I was thinking I may put a little hot sauce on, too! It just felt like eating a plate of natural goodness. all the protein and vits etc in the eggs...and the gorgeous vits and minerals and positive health affects of broccoli, right? Im pretty sure broccoli is a superfood. i think its super anyway
And it is...such a task for me...to think of a breakfast which isnt carb heavy. I dont mind eggs but theyre not really my fave. I have to make the effort and the decision to have them. Not so much now..but definitely before VLCD. I would pretty much only have them scrambled and SWIMMING in ketchup. And definitely with potatoes and/or toast (or crumpet or bagel.!!) and sometimes wrapped in a tortilla (or two!). And now..the idea of that...makes me gasp. Thats well over ALL OF MY CARBS FOR THE DAY. And so unhealthy. I just gawp when I think of the horrible crap I put in my body for years and years. Anyway. I really did find the broccoli and eggs delicious. Which is such a revelation for me.

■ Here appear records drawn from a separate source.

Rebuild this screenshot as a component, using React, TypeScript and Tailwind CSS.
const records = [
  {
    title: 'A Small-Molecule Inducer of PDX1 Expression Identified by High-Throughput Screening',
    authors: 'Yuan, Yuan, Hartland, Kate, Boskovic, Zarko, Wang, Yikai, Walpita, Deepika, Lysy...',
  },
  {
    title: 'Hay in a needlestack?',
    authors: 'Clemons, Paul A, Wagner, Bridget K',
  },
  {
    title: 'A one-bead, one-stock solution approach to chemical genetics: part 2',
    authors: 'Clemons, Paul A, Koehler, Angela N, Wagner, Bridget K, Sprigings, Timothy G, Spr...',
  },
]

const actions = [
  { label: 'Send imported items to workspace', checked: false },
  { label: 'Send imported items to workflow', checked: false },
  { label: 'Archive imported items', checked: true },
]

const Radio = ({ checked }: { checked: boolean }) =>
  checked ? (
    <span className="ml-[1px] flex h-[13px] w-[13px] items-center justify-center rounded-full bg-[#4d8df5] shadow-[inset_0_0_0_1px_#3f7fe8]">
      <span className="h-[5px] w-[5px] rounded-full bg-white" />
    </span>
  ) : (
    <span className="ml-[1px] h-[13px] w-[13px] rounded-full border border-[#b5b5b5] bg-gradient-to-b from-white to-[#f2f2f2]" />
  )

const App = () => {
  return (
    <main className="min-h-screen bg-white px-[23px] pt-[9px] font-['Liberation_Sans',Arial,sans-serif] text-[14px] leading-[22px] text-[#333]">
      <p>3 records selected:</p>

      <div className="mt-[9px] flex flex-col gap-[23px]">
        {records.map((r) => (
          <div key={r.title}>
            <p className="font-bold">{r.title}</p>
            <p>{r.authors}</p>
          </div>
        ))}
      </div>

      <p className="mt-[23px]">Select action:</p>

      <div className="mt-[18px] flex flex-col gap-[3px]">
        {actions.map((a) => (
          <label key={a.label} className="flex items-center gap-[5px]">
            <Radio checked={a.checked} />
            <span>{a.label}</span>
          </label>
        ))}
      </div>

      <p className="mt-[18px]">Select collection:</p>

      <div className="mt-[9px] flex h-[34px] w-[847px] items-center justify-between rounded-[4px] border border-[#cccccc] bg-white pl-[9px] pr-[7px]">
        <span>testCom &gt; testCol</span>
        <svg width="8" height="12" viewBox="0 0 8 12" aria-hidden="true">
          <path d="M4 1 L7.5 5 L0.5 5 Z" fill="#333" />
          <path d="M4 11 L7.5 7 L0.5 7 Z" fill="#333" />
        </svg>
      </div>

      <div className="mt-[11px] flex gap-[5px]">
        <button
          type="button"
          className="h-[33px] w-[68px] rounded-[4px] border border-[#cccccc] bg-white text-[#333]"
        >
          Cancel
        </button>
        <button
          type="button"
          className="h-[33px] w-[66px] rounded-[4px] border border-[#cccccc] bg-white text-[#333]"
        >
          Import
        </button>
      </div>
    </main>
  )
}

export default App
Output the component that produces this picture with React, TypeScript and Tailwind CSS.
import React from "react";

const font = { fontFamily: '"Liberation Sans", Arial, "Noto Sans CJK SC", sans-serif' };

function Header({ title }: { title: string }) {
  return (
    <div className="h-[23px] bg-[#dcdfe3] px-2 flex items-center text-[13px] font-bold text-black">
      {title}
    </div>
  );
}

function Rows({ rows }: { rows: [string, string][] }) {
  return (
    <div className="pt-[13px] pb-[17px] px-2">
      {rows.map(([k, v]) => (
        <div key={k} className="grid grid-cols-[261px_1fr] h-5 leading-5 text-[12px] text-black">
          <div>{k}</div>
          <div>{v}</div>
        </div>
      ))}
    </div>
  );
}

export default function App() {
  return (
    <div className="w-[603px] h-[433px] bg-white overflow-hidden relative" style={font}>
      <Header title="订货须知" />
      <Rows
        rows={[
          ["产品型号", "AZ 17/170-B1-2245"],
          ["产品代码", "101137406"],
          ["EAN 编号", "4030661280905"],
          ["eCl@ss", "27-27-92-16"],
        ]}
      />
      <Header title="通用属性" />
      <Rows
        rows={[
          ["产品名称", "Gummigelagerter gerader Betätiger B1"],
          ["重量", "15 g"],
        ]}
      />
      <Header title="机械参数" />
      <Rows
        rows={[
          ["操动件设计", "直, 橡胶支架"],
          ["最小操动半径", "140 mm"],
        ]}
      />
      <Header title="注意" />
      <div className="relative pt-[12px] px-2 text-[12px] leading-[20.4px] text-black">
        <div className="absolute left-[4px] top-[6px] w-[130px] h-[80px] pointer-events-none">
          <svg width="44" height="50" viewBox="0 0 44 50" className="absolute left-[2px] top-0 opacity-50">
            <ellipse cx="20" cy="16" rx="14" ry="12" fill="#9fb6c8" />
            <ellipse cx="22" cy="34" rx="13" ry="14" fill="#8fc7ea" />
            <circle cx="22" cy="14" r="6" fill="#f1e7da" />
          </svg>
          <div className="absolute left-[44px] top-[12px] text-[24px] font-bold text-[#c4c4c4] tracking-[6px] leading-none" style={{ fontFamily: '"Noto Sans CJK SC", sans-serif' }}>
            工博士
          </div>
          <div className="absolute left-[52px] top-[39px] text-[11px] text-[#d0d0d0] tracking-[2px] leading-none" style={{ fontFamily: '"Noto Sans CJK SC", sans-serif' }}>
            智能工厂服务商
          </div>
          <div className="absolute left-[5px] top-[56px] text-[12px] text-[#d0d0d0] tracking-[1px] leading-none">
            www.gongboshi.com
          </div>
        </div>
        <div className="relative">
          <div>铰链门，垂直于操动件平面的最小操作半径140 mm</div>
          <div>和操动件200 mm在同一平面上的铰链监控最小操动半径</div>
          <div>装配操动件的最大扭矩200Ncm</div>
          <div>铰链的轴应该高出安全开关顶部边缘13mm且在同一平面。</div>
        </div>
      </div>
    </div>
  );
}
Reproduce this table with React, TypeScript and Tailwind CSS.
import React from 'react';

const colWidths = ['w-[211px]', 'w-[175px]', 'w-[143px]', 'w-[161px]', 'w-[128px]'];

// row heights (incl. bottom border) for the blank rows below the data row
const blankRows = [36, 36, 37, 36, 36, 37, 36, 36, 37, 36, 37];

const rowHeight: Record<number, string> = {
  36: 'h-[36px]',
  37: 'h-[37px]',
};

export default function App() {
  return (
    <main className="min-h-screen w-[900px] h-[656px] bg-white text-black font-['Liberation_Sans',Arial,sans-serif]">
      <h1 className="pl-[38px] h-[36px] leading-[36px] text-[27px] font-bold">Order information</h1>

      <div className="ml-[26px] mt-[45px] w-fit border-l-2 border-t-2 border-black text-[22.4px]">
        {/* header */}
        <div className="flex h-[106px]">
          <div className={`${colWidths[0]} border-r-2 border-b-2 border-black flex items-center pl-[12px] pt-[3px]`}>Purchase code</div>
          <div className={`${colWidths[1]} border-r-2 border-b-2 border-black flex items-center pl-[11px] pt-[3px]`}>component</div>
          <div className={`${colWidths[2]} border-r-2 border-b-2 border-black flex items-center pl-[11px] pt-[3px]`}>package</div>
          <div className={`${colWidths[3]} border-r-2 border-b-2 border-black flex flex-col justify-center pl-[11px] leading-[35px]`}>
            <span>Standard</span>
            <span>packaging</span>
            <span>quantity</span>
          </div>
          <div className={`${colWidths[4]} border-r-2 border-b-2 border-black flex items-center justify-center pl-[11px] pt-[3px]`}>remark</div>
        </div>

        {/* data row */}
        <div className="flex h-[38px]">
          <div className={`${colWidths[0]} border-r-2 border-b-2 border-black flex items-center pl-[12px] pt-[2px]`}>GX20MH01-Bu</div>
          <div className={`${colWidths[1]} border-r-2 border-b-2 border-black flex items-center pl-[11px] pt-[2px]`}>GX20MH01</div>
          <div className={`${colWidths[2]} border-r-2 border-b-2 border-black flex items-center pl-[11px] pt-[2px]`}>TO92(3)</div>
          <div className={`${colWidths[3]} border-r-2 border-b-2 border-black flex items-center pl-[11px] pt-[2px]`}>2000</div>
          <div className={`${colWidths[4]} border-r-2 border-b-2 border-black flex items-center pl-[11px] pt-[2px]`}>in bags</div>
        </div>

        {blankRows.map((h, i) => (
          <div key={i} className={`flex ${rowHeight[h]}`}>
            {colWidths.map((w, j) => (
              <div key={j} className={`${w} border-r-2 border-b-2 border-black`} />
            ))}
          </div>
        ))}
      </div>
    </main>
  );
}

I can eat smaller portions, far far less carbs and things that I never would have dreamed of (eggs for breakfast with no refined carbs!!) and actually survive! lol.
Silly, but this is why I am here I suppose.
Anyway. I took the girls out for a half hour walk after breakfast this morning. And when we got back, i made their lunch and my spag bol. it was delicious. and then we went in for a nap. i slept for an hour! it was lovely
im now up and feel pretty refreshed, so YAY! I made my pancake when I made lunch too, so that it would be ready for when i got up in case i was tempted to graze or pick - so Ive just had half of that with a coffee and more water. Ive had 5 pints so far today. I need to get in another 3.
dinner tonight will be my chili pack, broccoli and an egg. very happy with today so far. And the walk was lovely. I took them both out and put zoe's LittleLife backpack on her and left the buggy behind. she LOVED the freedom and walking with us like a big girl. and it tired her right out so when we got on she barely got through her lunch before she fell asleep....zonked right out. LOLOL.
anyway. i think im going to get the girls down tonight for bed and then im going to get back up and come in to chat with hubby and make a decision, somehow, once and for all. being in limbo is absolutely crushing me.
I dont know what to do, guys. I have no idea where or how to even BEGIN to make a decision.